Another time, I opted to use a more unorthodox method of crossing the street. Frogger was a fun game to play as a child, so I decided to play it in a real-life setting. After being scared half to death, I decided that for the safety of my life, I should refrain from jumping highways.
The most recent example was a trip I made recently. My father, his girlfriend, her daughter, her granddaughter and I went to the wonderful town of Battlecreek, Michigan. We visited my father’s side of the family. On the Saturday afternoon that we were up there, I wanted to go on a walk. Two and a half hours, round trip. Two things went wrong on that walk. First, instead of walking through the town, I elected to traverse the countryside. Second, I thought it would be a good idea to take a shortcut through a field. Of course, being the veritable genius I am, I walked through a field of thistles. I walked into the worst of them. I walked no more. I got to meet the ground that day.
There is a point in all of this, though.
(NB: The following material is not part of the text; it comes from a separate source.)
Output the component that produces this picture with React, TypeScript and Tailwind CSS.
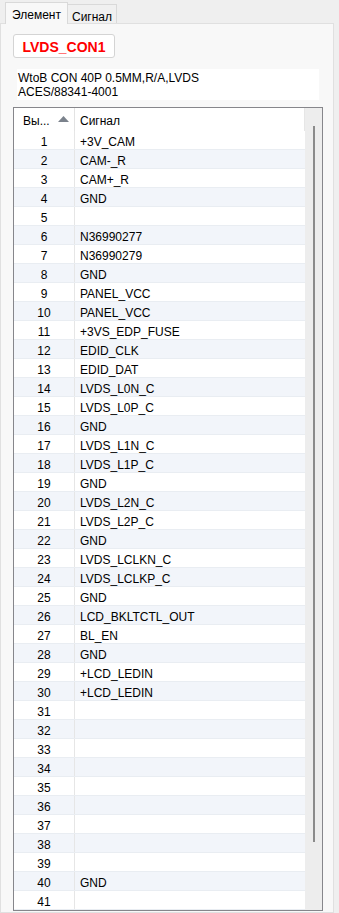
import React from "react";

const signals: Record<number, string> = {
  1: "+3V_CAM",
  2: "CAM-_R",
  3: "CAM+_R",
  4: "GND",
  6: "N36990277",
  7: "N36990279",
  8: "GND",
  9: "PANEL_VCC",
  10: "PANEL_VCC",
  11: "+3VS_EDP_FUSE",
  12: "EDID_CLK",
  13: "EDID_DAT",
  14: "LVDS_L0N_C",
  15: "LVDS_L0P_C",
  16: "GND",
  17: "LVDS_L1N_C",
  18: "LVDS_L1P_C",
  19: "GND",
  20: "LVDS_L2N_C",
  21: "LVDS_L2P_C",
  22: "GND",
  23: "LVDS_LCLKN_C",
  24: "LVDS_LCLKP_C",
  25: "GND",
  26: "LCD_BKLTCTL_OUT",
  27: "BL_EN",
  28: "GND",
  29: "+LCD_LEDIN",
  30: "+LCD_LEDIN",
  40: "GND",
};

const pins = Array.from({ length: 41 }, (_, i) => i + 1);

export default function App() {
  return (
    <div className="w-[339px] h-[913px] overflow-hidden bg-[#efefef] text-[12px] text-black font-['Liberation_Sans',Arial,sans-serif]">
      {/* Tabs */}
      <div className="flex h-[23px] items-end pl-[5px]">
        <div className="relative -mb-px z-10 flex h-[22px] w-[63px] items-start justify-center border border-b-0 border-[#d9d9d9] bg-[#f8f8f8] pt-[3px]">
          Элемент
        </div>
        <div className="flex h-[19px] w-[49px] items-start justify-center border-t border-r border-[#d9d9d9] bg-[#f0f0f0] pt-[3px]">
          Сигнал
        </div>
      </div>

      {/* Panel */}
      <div className="flex h-[890px] w-[334px] flex-col border border-[#e0e0e0] bg-[#f8f8f8] pl-[12px]">
        <div className="mt-[10px] flex h-[24px] w-[102px] items-center justify-center rounded-[3px] border border-[#d4d4d4] bg-white pt-[2px] text-[14px] font-bold text-[#ff0000]">
          LVDS_CON1
        </div>

        <div className="mt-[11px] ml-[4px] h-[31px] w-[302px] overflow-hidden bg-white pl-[1px] pt-[2px] leading-[14px]">
          WtoB CON 40P 0.5MM,R/A,LVDS
          <br />
          ACES/88341-4001
        </div>

        {/* Table */}
        <div className="mt-[7px] flex h-[804px] w-[310px] border border-[#86868b] bg-white">
          <div className="flex w-[291px] flex-col">
            <div className="flex h-[23px] shrink-0 border-r border-[#e6e6e6]">
              <div className="flex w-[61px] items-center border-r border-[#e3e3e3] pl-[9px] pt-[2px]">
                <span>Вы...</span>
                <svg width="11" height="6" viewBox="0 0 11 6" className="ml-[8px] -mt-[3px]">
                  <path d="M0 6 L5.5 0 L11 6 Z" fill="#7b828c" />
                </svg>
              </div>
              <div className="flex items-center pl-[5px] pt-[2px]">Сигнал</div>
            </div>
            {pins.map((n) => (
              <div
                key={n}
                className={`flex h-[19px] shrink-0 border-b border-[#e9edf2] ${
                  n % 2 === 0 ? "bg-[#f2f5fa]" : "bg-white"
                }`}
              >
                <div className="flex w-[61px] items-center justify-center border-r border-[#e6e6e6] pt-[3px]">
                  {n}
                </div>
                <div className="flex items-center pl-[5px] pt-[3px]">{signals[n] ?? ""}</div>
              </div>
            ))}
          </div>

          {/* Scrollbar */}
          <div className="flex w-[17px] justify-center bg-[#ededed] pt-[18px]">
            <div className="h-[716px] w-[2px] bg-[#8b8b8b]" />
          </div>
        </div>
      </div>
    </div>
  );
}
The impulses and urges to do things that are not the greatest ideas are a sign of a much larger reality; we all learn from mistakes. Whether the mistakes are large or small, they teach us.
I have decided to form my life around a simple, paradigmatic point; accidents can, and will, happen. No matter where I go, what I do, what I say, or who I am with, something will mess up. I’m then faced with two choices; either refuse to learn from the mistake, sulk, pout, and exasperate myself over the smallest things, or learn from all of the mistakes I make,` and when I fall, to get back up again.
There’s an old Chinese proverb. “Fall down seven times, get up eight.” Thousands of years later, they turn out to be right.